Customer: replied 9 months ago.
Hi Mark, what are the three ways? Are you a Certified CPA? I have been duped by predatory lending and have gone through much anguish. This resulted to Wisconsin being not friendly and just as dishonest as the Predatory Lenders. Ever see two movies one / 99 homes? The other the Big Short? If not, please do so. It will explain the horror story much of what I Have been through. Now to rely on my 401k as last option to help, before I have to live in our car at a park 'n ride. I was severely penalized using my 401k, to put a roof over our heads. Would a 72t been the answer? Or any other options I should have known about to help in this crisis? This whole this is bunk... Now I look like the bad guy because of the Countrywide and Bofa. Sincerely, L.B.
Customer: replied 9 months ago.
I'm 63 years old on SSDI, my Wife has intentions of retiring soon, at 63 on SSI. Our gross income will be much less.
Expert:  Mark Taylor replied 9 months ago.

Sorry my prior post was cut off. I apologize about that. Here are the three methods.

The Required Minimum Distribution calculates the specific amount that you must withdraw from your IRA (or other retirement plan) each year. The calculation is based upon your account balance at the end of the previous year, divided by the life expectancy factor from one of the following three tables: the Single Life Expectancy table, the Uniform Lifetime table, or Joint Life and Last Survivor Expectancy table , using the age you have reached (or will reach) for that year. This annual amount will be different each year.

The second method, the Fixed Amortization Method is calculated by determining the annual payment under this method requires that you then create an amortization schedule over a specified number of years. The number of years for your calculation is equal to your life expectancy factor from either the Single Life Expectancy table, the Uniform Lifetime table, or Joint Life and Last Survivor Expectancy table , using the age you have reached (or will reach) for that year.

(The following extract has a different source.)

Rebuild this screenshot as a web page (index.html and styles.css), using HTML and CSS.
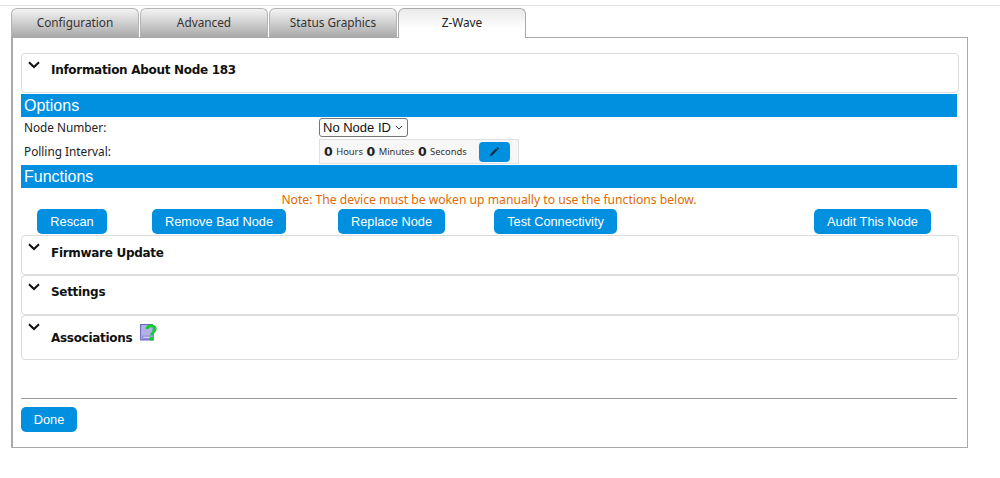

Expert:  Mark Taylor replied 9 months ago.

I have not seen those movies. I will have to try to watch them. Yes, I am a CPA. If you are 63 now, you should have been older than 59 1/2 when the distributions were made. This means that you are not subject to the early distribution penalty.

Expert:  Mark Taylor replied 9 months ago.

The IRS distribution would still be taxable but the penalty would not apply. If you are over 59 1/2 you do not need to work about 72T payments.